THE WONDER OF IT ALL
So why didn’t the Holy Spirit come before Pentecost? Because Christ had to complete His work of dying, rising, and ascending. Because God’s festival calendar, established centuries earlier, had to be fulfilled to the day.
The 50-day wait magnifies God’s sovereignty over every detail of redemption. Nothing is wasted. Nothing is random. From Passover’s lamb to Firstfruits’ resurrection to Pentecost’s fire, God was telling one magnificent story: “I am redeeming a people for My glory.”
God did not hesitate, delay, or adjust. He sent the Spirit at the only moment He’d ever intended—at Pentecost. It was the perfect fulfillment of His plan for mankind’s redemption—a plan He’d drawn up before the foundation of the world (Ephesians 1:4; Revelation 17:8).
RELATED FAQs
Did Old Testament saints have the Holy Spirit at all? Yes, Old Testament believers were regenerated and indwelt by the Holy Spirit—they couldn’t have had saving faith without Him. Sinclair Ferguson explains the difference isn’t whether the Spirit was present, but how He was present: OT saints had the Spirit, but not yet as “the Spirit of the incarnate and exalted Christ” (John 7:39). Reformed theologians like RC Sproul note the Spirit worked savingly in OT believers, but Pentecost marked something epochal—the universal outpouring promised by Joel 2:28-32, where the Spirit would be poured out “on all flesh,” not just selected prophets, priests, and kings. The difference is one of fullness, permanence, and the completed work of Christ that the Spirit now applies.
- Why does John 7:39 say “the Spirit was not yet given” when the Spirit clearly existed? John 7:39 doesn’t mean the Holy Spirit didn’t exist—He’s eternal God. Reformed exegetes understand this to mean the Spirit couldn’t come in His New Covenant fullness until “Jesus was glorified” through His death, resurrection, and ascension. Sinclair Ferguson emphasises that what changed wasn’t the Spirit’s existence but His relationship to the historia salutis (history of salvation): believers now receive the Spirit not just as the Spirit of God, but specifically as “the Spirit of Christ” who comes from the exalted, crowned Saviour. Michael Horton notes this is why Jesus said “greater things shall you do when the Holy Spirit comes” (John 14:12)—the outpouring at Pentecost was “a decisive event in the history of redemption that had never happened before.”
- What’s the theological significance of the 50-day timing specifically?
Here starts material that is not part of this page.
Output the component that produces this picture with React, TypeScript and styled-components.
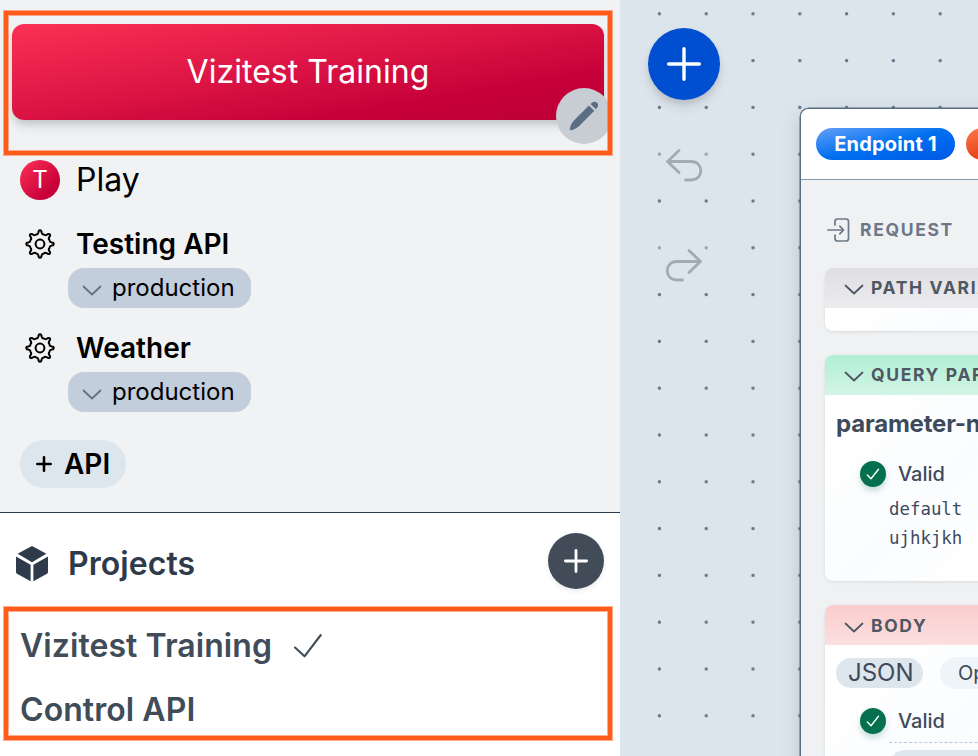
import React from 'react';
import styled, { createGlobalStyle, css } from 'styled-components';

const Global = createGlobalStyle`
  * { box-sizing: border-box; }
  body { margin: 0; overflow: hidden; font-family: Inter, "Liberation Sans", sans-serif; }
  svg { display: block; flex: none; overflow: visible; }
  button { font: inherit; border: 0; padding: 0; }
`;

const Page = styled.div`
  display: grid;
  grid-template-columns: 620px 1fr;
  width: 978px;
  height: 756px;
  overflow: hidden;
`;

/* Sidebar */
const Sidebar = styled.aside`
  display: flex;
  flex-direction: column;
  background: #f0f2f4;
`;
const Workspace = styled.section`
  height: 513px;
  padding: 24px 16px 0 12px;
  border-bottom: 1px solid #2d3b4e;
`;
const Banner = styled.header`
  position: relative;
  display: flex;
  align-items: center;
  justify-content: center;
  height: 96px;
  padding-bottom: 2px;
  border-radius: 12px;
  color: #fff;
  font-size: 32px;
  letter-spacing: 0.04px;
  background: linear-gradient(to bottom right, #fc3054, #d91243 50%, #c70039 75%, #bb0036);
  box-shadow: 0 8px 12px -2px rgba(0, 0, 0, 0.12), 0 3px 6px rgba(0, 0, 0, 0.09);
`;
const EditButton = styled.button`
  position: absolute;
  right: -8px;
  bottom: -24px;
  display: grid;
  place-items: center;
  width: 56px;
  height: 56px;
  border-radius: 50%;
  background: #c8cdd4;
  color: #5b6d83;
`;
const Frame = styled.div<{ $top: number; $height: number }>`
  position: absolute;
  left: 4px;
  top: ${p => p.$top}px;
  width: 608px;
  height: ${p => p.$height}px;
  border: 4px solid #ff5c1c;
  box-shadow: 0 0 0 1px rgba(255, 92, 28, 0.5), inset 0 0 0 1px rgba(255, 92, 28, 0.5);
  pointer-events: none;
`;
const NavRow = styled.div<{ $bold?: boolean }>`
  display: flex;
  align-items: center;
  gap: 16px;
  height: 40px;
  padding-left: 8px;
  color: #000;
  font-size: ${p => (p.$bold ? 28 : 32)}px;
  font-weight: ${p => (p.$bold ? 600 : 400)};
`;
const PlayRow = styled(NavRow)`
  margin: 40px 0 24px;
`;
const PlayLabel = styled.span`
  padding-bottom: 2px;
`;
const Avatar = styled.span`
  display: grid;
  place-items: center;
  width: 40px;
  height: 40px;
  padding-bottom: 1px;
  border-radius: 50%;
  font-size: 24px;
  color: #fff;
  background: linear-gradient(135deg, #ff3255, #c70039 75%);
`;
const IconSlot = styled.span`
  display: grid;
  place-items: center;
  width: 40px;
`;
const EnvChip = styled.button`
  display: flex;
  align-items: center;
  gap: 10px;
  width: 183px;
  height: 40px;
  margin: 4px 0 20px 56px;
  padding: 0 0 2px 14px;
  border-radius: 16px;
  background: #c3cedd;
  color: #000;
  font-size: 24px;
`;
const AddApi = styled.button`
  display: flex;
  align-items: center;
  gap: 12px;
  width: 106px;
  height: 48px;
  margin: 28px 0 0 8px;
  padding-left: 16px;
  border-radius: 24px;
  background: #dde5ed;
  color: #000;
  font-size: 28px;
  font-weight: 600;
`;
const Projects = styled.section`
  flex: 1;
  background: #fff;
  color: #414c59;
  font-size: 32px;
  font-weight: 600;
  letter-spacing: 0.06px;
`;
const ProjectsHead = styled.div`
  display: flex;
  align-items: center;
  height: 101px;
  padding: 0 16px;
  color: #2f3a4a;
`;
const ProjectsTitle = styled.span`
  margin-left: 20px;
`;
const AddProject = styled.button`
  display: grid;
  place-items: center;
  width: 56px;
  height: 56px;
  margin: -5px 0 0 auto;
  border-radius: 50%;
  background: #414c58;
  color: #fff;
  box-shadow: 0 3px 5px rgba(0, 0, 0, 0.07);
`;
const ProjectRow = styled.div`
  display: flex;
  align-items: center;
  gap: 21px;
  height: 64px;
  padding: 0 0 2px 20px;
`;

/* Canvas */
const Canvas = styled.main`
  display: flex;
  overflow: hidden;
  background-color: #dde5ec;
  background-image: radial-gradient(circle at 23.4px 23.4px, #61738a 1.2px, rgba(97, 115, 138, 0) 2.1px);
  background-size: 46.8px 46.8px;
  background-position: 16px -9.6px;
`;
const Tools = styled.div`
  display: flex;
  flex-direction: column;
  gap: 28px;
  width: 180px;
  padding: 28px;
  flex: none;
`;
const ToolButton = styled.button<{ $primary?: boolean }>`
  display: grid;
  place-items: center;
  width: 72px;
  height: 72px;
  border-radius: 50%;
  ${p =>
    p.$primary
      ? css`
          background: #004fd1;
          color: #fff;
          box-shadow: 0 8px 12px -2px rgba(0, 0, 0, 0.12), 0 3px 6px rgba(0, 0, 0, 0.08);
        `
      : css`
          padding-top: 2px;
          background: rgba(221, 229, 236, 0.4);
          color: #a2aab6;
        `}
`;
const NodeCard = styled.article`
  flex: none;
  width: 420px;
  height: 720px;
  margin-top: 108px;
  border: 1px solid #5a6d85;
  border-radius: 9px 0 0 0;
  background: #f0f1f3;
  box-shadow: 0 0 0 0.5px #5a6d85, 0 6px 20px rgba(50, 70, 95, 0.2);
  overflow: hidden;
`;
const Tabs = styled.div`
  display: flex;
  align-items: center;
  gap: 11px;
  height: 71px;
  padding-left: 15px;
  background: #fff;
  border-bottom: 1px solid #8796aa;
`;
const Tab = styled.span<{ $hot?: boolean }>`
  flex: none;
  width: 139px;
  height: 32px;
  border-radius: 16px;
  line-height: 32px;
  text-align: center;
  font-size: 20px;
  font-weight: 700;
  letter-spacing: 0.2px;
  color: #fff;
  background: ${p =>
    p.$hot
      ? 'linear-gradient(160deg, #ff7a4d, #e84a20 35%)'
      : 'linear-gradient(to bottom right, #64a0f8, #0070f0 50%, #0058e6)'};
`;
const NodeBody = styled.div`
  display: flex;
  flex-direction: column;
  gap: 24px;
  padding: 36px 0 0 24px;
`;
const Caps = styled.div`
  display: flex;
  align-items: center;
  height: 28px;
  font-size: 17.5px;
  font-weight: 700;
  letter-spacing: 1.65px;
  white-space: nowrap;
`;
const RequestTitle = styled(Caps)`
  gap: 10px;
  padding-left: 2px;
  color: #6c7887;
`;
const RequestLabel = styled.span`
  padding-bottom: 2px;
`;
const Panel = styled.section<{ $height: number }>`
  flex: none;
  height: ${p => p.$height}px;
  border-radius: 8px;
  overflow: hidden;
  background: linear-gradient(135deg, #fff 14%, #fafcfe 40%, #fff 60%);
  box-shadow: 0 1px 3px rgba(0, 0, 0, 0.1);
  color: #3e4a5b;
`;
const tones = {
  grey: 'linear-gradient(#dfdfe1, #ececee)',
  green: 'linear-gradient(#b0efd5, #d2f4e6)',
  red: 'linear-gradient(#fbcccc, #fcdfe0)',
};
const PanelHead = styled(Caps)<{ $tone: keyof typeof tones }>`
  gap: 8px;
  height: 39.5px;
  padding-left: 20px;
  color: #4f5763;
  background: ${p => tones[p.$tone]};
`;
const ParamName = styled.h3`
  margin: 14px 0 21px 11px;
  font-size: 24px;
  line-height: 30px;
  font-weight: 700;
  letter-spacing: -0.2px;
  white-space: nowrap;
`;
const ValidRow = styled.div`
  display: flex;
  align-items: center;
  gap: 12px;
  height: 28px;
  margin-left: 35px;
  font-size: 20px;
  font-weight: 500;
`;
const Tick = styled.span`
  display: grid;
  place-items: center;
  width: 26px;
  height: 26px;
  border-radius: 50%;
  background: #04704d;
  color: #fff;
  box-shadow: 0 4px 6px rgba(0, 112, 77, 0.22);
`;
const Values = styled.div`
  margin: 7px 0 0 64px;
  font: 17.4px/29px "DejaVu Sans Mono", monospace;
`;
const Formats = styled.div`
  display: flex;
  align-items: center;
  gap: 17px;
  height: 32px;
  margin: 12px 0 18px 11px;
`;
const Format = styled.span<{ $active?: boolean }>`
  flex: none;
  width: ${p => (p.$active ? 87 : 120)}px;
  height: ${p => (p.$active ? 30 : 32)}px;
  padding-left: ${p => (p.$active ? 12 : 18)}px;
  line-height: ${p => (p.$active ? 30 : 32)}px;
  border-radius: 16px;
  font-size: ${p => (p.$active ? 24 : 20)}px;
  background: ${p => (p.$active ? '#dde5ed' : '#eff4f8')};
`;
const Field = styled.div`
  margin: 7px 0 0 64px;
  padding-top: 7px;
  border-top: 1px dashed #b8c9dd;
`;
const FieldBox = styled.div`
  height: 40px;
  border-radius: 16px;
  background: #dde5ed;
`;

const Line = ({ w, h, d, s }: { w: number; h: number; d: string; s: number }) => (
  <svg width={w} height={h} viewBox={`0 0 ${w} ${h}`} fill="none" stroke="currentColor" strokeWidth={s} strokeLinecap="round" strokeLinejoin="round">
    <path d={d} />
  </svg>
);
const Plus = ({ size, s }: { size: number; s: number }) => (
  <Line w={size} h={size} s={s} d={`M${size / 2} ${s / 2}V${size - s / 2}M${s / 2} ${size / 2}H${size - s / 2}`} />
);
const Pencil = () => (
  <svg width="30" height="30" viewBox="0 0 30 30" fill="currentColor">
    <path d="M19.9 4.4 25.3 9.8 10.2 24.9C7.7 27.1 4.6 28.8 2.2 29.2 1.1 29.4.6 28.9.8 27.8 1.3 25.3 2.8 22 4.9 19.6Z" />
    <path d="M21.5 3 23.2 1.6C24.9.4 26.8.6 28.2 1.9 29.4 3.2 29.5 5.1 28.2 6.6L26.8 8.3Z" />
  </svg>
);
const gearPath = (() => {
  const at = (r: number, deg: number) => {
    const a = (deg * Math.PI) / 180;
    return `${(15 + r * Math.sin(a)).toFixed(2)} ${(15 - r * Math.cos(a)).toFixed(2)}`;
  };
  return (
    [0, 45, 90, 135, 180, 225, 270, 315]
      .map(b => `${b ? 'L' : 'M'}${at(13, b - 6)}Q${at(14.6, b)} ${at(13, b + 6)}L${at(11.6, b + 8)}Q${at(9.6, b + 13)} ${at(10.3, b + 22.5)}Q${at(9.6, b + 32)} ${at(11.6, b + 37)}`)
      .join('') + 'Z'
  );
})();
const Gear = () => (
  <svg width="30" height="30" viewBox="0 0 30 30" fill="none" stroke="#000" strokeWidth="2" strokeLinejoin="round">
    <path d={gearPath} />
    <circle cx="15" cy="15" r="4.4" />
  </svg>
);
const ChevronIcon = styled.svg<{ $muted?: boolean }>`
  width: ${p => (p.$muted ? 20 : 18)}px;
  height: 12px;
  margin-top: ${p => (p.$muted ? 5 : 3)}px;
  fill: none;
  stroke: ${p => (p.$muted ? '#68727f' : '#4d5866')};
  stroke-width: 1.8;
  stroke-linecap: round;
  stroke-linejoin: round;
`;
const Chevron = ({ muted }: { muted?: boolean }) => (
  <ChevronIcon $muted={muted} viewBox={muted ? '0 0 20 12' : '1 0 18 12'}>
    <path d="M1.5 2.5 10 10.5 18.5 2.5" />
  </ChevronIcon>
);
const Cube = () => (
  <svg width="32" height="36" viewBox="0 0 32 36" fill="currentColor">
    <path d="M15 .4Q16 0 17 .4L30.4 7.8 16 16.3 1.6 7.8Z" />
    <path d="M0 10.4 14.6 18.8V35.2L1 27.7Q0 27 0 26Z" />
    <path d="M32 10.4 17.4 18.8V35.2L31 27.7Q32 27 32 26Z" />
  </svg>
);
const Enter = () => (
  <Line w={23} h={26} s={1.7} d="M8 8V4.5Q8 2 10.5 2H19Q21.5 2 21.5 4.5V21.5Q21.5 24 19 24H10.5Q8 24 8 21.5V18M1 13H16.5M12.8 9.2 16.6 13 12.8 16.8" />
);
const Valid = () => (
  <ValidRow>
    <Tick><Line w={14} h={12} s={1.4} d="M1.3 7 5 10.8 12.5 1.3" /></Tick>
    Valid
  </ValidRow>
);
const Api = ({ name }: { name: string }) => (
  <>
    <NavRow $bold><IconSlot><Gear /></IconSlot>{name}</NavRow>
    <EnvChip><Chevron muted />production</EnvChip>
  </>
);

export default function App() {
  return (
    <Page>
      <Global />
      <Sidebar>
        <Workspace>
          <Banner>
            Vizitest Training
            <EditButton aria-label="Edit"><Pencil /></EditButton>
          </Banner>
          <PlayRow><Avatar>T</Avatar><PlayLabel>Play</PlayLabel></PlayRow>
          <Api name="Testing API" />
          <Api name="Weather" />
          <AddApi><Plus size={16} s={2.6} />API</AddApi>
        </Workspace>
        <Projects>
          <ProjectsHead>
            <Cube />
            <ProjectsTitle>Projects</ProjectsTitle>
            <AddProject aria-label="Add project"><Plus size={24} s={2.8} /></AddProject>
          </ProjectsHead>
          <ProjectRow>
            Vizitest Training
            <Line w={30} h={26} s={2.1} d="M2 15.5 11.5 24.3 27.8 3" />
          </ProjectRow>
          <ProjectRow>Control API</ProjectRow>
        </Projects>
      </Sidebar>
      <Canvas>
        <Tools>
          <ToolButton $primary aria-label="Add"><Plus size={34} s={3.4} /></ToolButton>
          <ToolButton aria-label="Undo"><Line w={36} h={34} s={2.8} d="M13 2.5 1.5 13.5 13 24.5M1.5 13.5H25C38 13.5 38 32 25 32H19.5" /></ToolButton>
          <ToolButton aria-label="Redo"><Line w={36} h={34} s={2.8} d="M23 2.5 34.5 13.5 23 24.5M34.5 13.5H11C-2 13.5-2 32 11 32H16.5" /></ToolButton>
        </Tools>
        <NodeCard>
          <Tabs>
            <Tab>Endpoint 1</Tab>
            <Tab $hot />
          </Tabs>
          <NodeBody>
            <RequestTitle><Enter /><RequestLabel>REQUEST</RequestLabel></RequestTitle>
            <Panel $height={63}>
              <PanelHead $tone="grey"><Chevron />PATH VARIABLES</PanelHead>
            </Panel>
            <Panel $height={226.4}>
              <PanelHead $tone="green"><Chevron />QUERY PARAMETERS</PanelHead>
              <ParamName>parameter-name</ParamName>
              <Valid />
              <Values>default<br />ujhkjkh</Values>
            </Panel>
            <Panel $height={240}>
              <PanelHead $tone="red"><Chevron />BODY</PanelHead>
              <Formats>
                <Format $active>JSON</Format>
                <Format>Options</Format>
              </Formats>
              <Valid />
              <Field><FieldBox /></Field>
            </Panel>
          </NodeBody>
        </NodeCard>
      </Canvas>
      <Frame $top={11} $height={144} />
      <Frame $top={607} $height={133} />
    </Page>
  );
}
The 50-day count wasn’t arbitrary—it fulfilled the pattern from Passover to Shavuot (Pentecost/Feast of Weeks) established in Leviticus 23:15-22, and it echoes the Jubilee year pattern (every 50th year) from Leviticus 25:10. Reformed theologians see profound typological meaning here: 50 represents completion, liberation, and divine fulfilment. Just as the Jubilee proclaimed freedom from debt and slavery, Pentecost at 50 days proclaims ultimate freedom in Christ through the Spirit. The counting itself teaches divine order—God’s redemptive plan unfolds in measured, purposeful stages, not haphazardly. The precision magnifies God’s sovereignty over every detail of salvation history.
Were the disciples already believers before Pentecost, or did they get saved at Pentecost? Reformed theologians like Sinclair Ferguson and Derek Thomas firmly affirm the disciples were genuine believers before Pentecost. In John 13, Jesus tells Peter “you are clean” and in John 15 says “you are already branches in the vine”—not “get into Me” but “remain in Me.” Pentecost wasn’t their conversion; it was the fulfillment of Christ’s promise to send “another Helper” (John 14:16). They had saving faith through the Spirit’s work, but Pentecost empowered them for witness and marked the beginning of the New Covenant era where all believers—not just apostles—would have the permanent indwelling of the Spirit as the Spirit of the risen, ascended Christ.
- How do Reformed theologians view claims of “personal Pentecost” or “second blessing”? Reformed scholars like John Piper, RC Sproul, and Sinclair Ferguson reject the idea of a “personal Pentecost” or “baptism of the Spirit” as a second experience after conversion. They maintain Pentecost was a once-for-all redemptive-historical event, like Christmas or Easter—it happened and doesn’t repeat. Every believer receives the full Holy Spirit at conversion through union with Christ (Galatians 3:14). Ferguson warns against dividing the Spirit’s work into “inferior” and “superior” experiences, noting that “if you have the Spirit, you have Him as He is in His relationship to Father and Son.” The Reformed position is that spiritual growth involves being “filled” with the Spirit we already possess (Ephesians 5:18), not seeking a separate “baptism.”
- What does the 3,000 saved at Pentecost versus 3,000 dead at Sinai tell us? This stunning numerical parallel is central to our understanding of covenant contrast. When Moses descended Sinai with the Law written on stone, approximately 3,000 died for idolatry (Exodus 32:28). When the Spirit descended at Pentecost with the Law written on hearts, approximately 3,000 were saved (Acts 2:41). Paul explicitly makes this contrast in 2 Corinthians 3:3-6: the old covenant’s “letter kills” but the new covenant’s “Spirit gives life.” Reformed theologians see this as God’s intentional demonstration that where the Law condemned, the Spirit saves; where stone tablets brought death, heart transformation brings life. It’s the gospel’s triumph displayed in divine mathematics, showing that Pentecost fulfils Jeremiah 31:33’s promise of internalized covenant.
Why emphasise Pentecost’s timing when some say we should just focus on experiencing the Spirit today? How we experience the Spirit today depends entirely on understanding what happened historically at Pentecost. If we miss that Pentecost was the once-for-all inauguration of the New Covenant age, we’ll chase experiences rather than rest in Christ’s finished work. Sinclair Ferguson argues Pentecost’s precise timing within God’s festival calendar reveals that “God’s ways are purposeful, never arbitrary”—and this same God is orchestrating the details of our lives. Understanding Pentecost’s redemptive-historical significance prevents both dead formalism (ignoring the Spirit) and chaotic experientialism (seeking Spirit apart from Word and Christ). The timing matters because it shows us a God who wastes nothing and fulfils every promise in His perfect time.